The film used lots of music. The opening scene has Cruise's character going about his morning ablutions while listening to "Everything in Its Right Place". Later in a bar "I Might Be Wrong" plays. I found it very odd hearing Radiohead as incidental music in a big-budget film like this. "Everything" just sounds far too personal, or private, something like that, to accompany the part of the film it does. Ideally I think it's fair to say that any music could go with any visuals, as long as it fit. But typically I think that outside popular music used in films isn't meant to carry too many associations with it = it's meant to be sort of surface appreciated, which is why it helps to use music that the audience may have actually seen before. Music as something more like a slap in the face, I guess, to accentuate the movie. Which is why "I Might Be Wrong" sounds out of place - its dirty beat works well as bar-background music, but Thom Yorke's moaning doesn't, it's too implausible. (Though it would be easy to argue that the moaning fits in somehow given what Cruise's character learns while at the bar.)
But on the other hand, maybe this is still exactly what Crowe was going for. Maybe it's just that my own reactions to some of the other music weren't as strong as they could have been. I say this not just speculatively, but because "Ladies and Gentlemen We Are Floating in Space" is playing at the party after the death of Cruise's character, and though I found it affecting, I don't think it was due to the specific content. Instead, I was just very off-kilter at that point from having seen more of the movie (I found, for example, the nightclub scene and what followed very successfully uncomfortable, and worse things - plus there was plenty more to knock me around); so then hearing the Spiritualized was a very effective slap in the face, like above.
This project is now entering its third year.
The longer I go on the more difficult it is to come up with some perspective on the thing. For much of 2001 I was unhappy with what I was writing, and thought that I did much better in 2000. Now I'm not so sure - when I look back there's plenty I'm happy with in both years.
Last year at this time I attempted to go back over what I'd written, and over the mail I received from readers, in order to take a stab at writing about what my point is here. I think plenty of readers are aware of what it is, but I just wanted to do it anyway (it's the philosopher in me).

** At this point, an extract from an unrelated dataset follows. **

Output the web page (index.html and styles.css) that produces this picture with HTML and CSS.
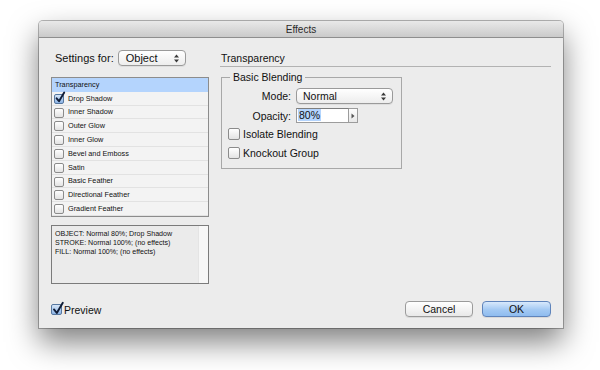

I didn't get very far. I've thought even less about it this year, but that's OK, because that kind of thinking is a long-term part of my project here. I do have this to offer, though; I've thought of it before but this way of putting it is due to a conversation I had recently with Kelly. I'll put it in the form of a slogan, although as a slogan it's too clumsy.
josh blog: making the natural complexity of subjectivity perspicuous.
Thanks for being with me for another year.
A tiny bit late, but here's a Christmas present: a fulltext search of Josh Blog, with some caveats. I'll be working in the coming month and extended future at indexing some more stuff (including, hopefully, pre-August 2001 entries) and developing more frills.
Please let me know what you think, or if it breaks or something like that.
I am "home" in Iowa for the week. In between nu-metal videos on MTV2 I saw the "video" for Rush's "Limelight." It was bad. Very bad.
The songs on the best-of from Outkast's first album (the one I don't have) are really thick-sounding for mid-90s p-funk-inspired rap; some of them, like "Ain't No Thang," is just unbelievably thick. The guitars have this great way of just filling up the soundstage and reverberating between the channels.
Two songs from Oui have started now with me being confused as to whether they were Sea and Cake songs or Stereolab songs. (Things become clearer once the bass comes in.)
Hmmm, it's been a while since I listened to this S-K record. Its kinship with its predecessor, The Hot Rock, is a lot more obvious now.
Listening to the Outkast best-of, I have the reverse of my more common experience of learning songs by hearing a band's best-of or some other kind of comp, then finding myself disoriented upon hearing the same songs on their 'proper' albums and not hearing the songs I expect afterward. With Outkast, I know most of the songs on the comp already, so I have that weird experience after, well, most of them.
Why didn't anyone ever tell me "Ain't No Thang" was so great?
I think there's something very valuable and under-appreciated about this experience, of having a song's successor float into your hear just as the one song is ending. More connections are made - it's probably part of why songs on albums we love seem like they have to go together, even if really there's not much musical connection in some technical sense. This doesn't make it less important.
Shuffling some more CDs... Stereolab, Sound-Dust, The Sea and Cake, Oui, Sleater-Kinney, All Hands on the Bad One, Outkast, Big Boi & Dre Present... and Fugazi, The Argument. I did have disc 2 of Miles' Sileny Way box, the new Beta Band, and Mingus' The Clown in instead of The Sea and Cake, S-K, and Outkast, but the two jazz discs' songs are too long for the amount of variety I want now and I just listened twice to the Beta Band today and it made the songs sound too familiar compared to the other ones.
I also listened to Fugazi three times today but strangely did not experience a similar effect.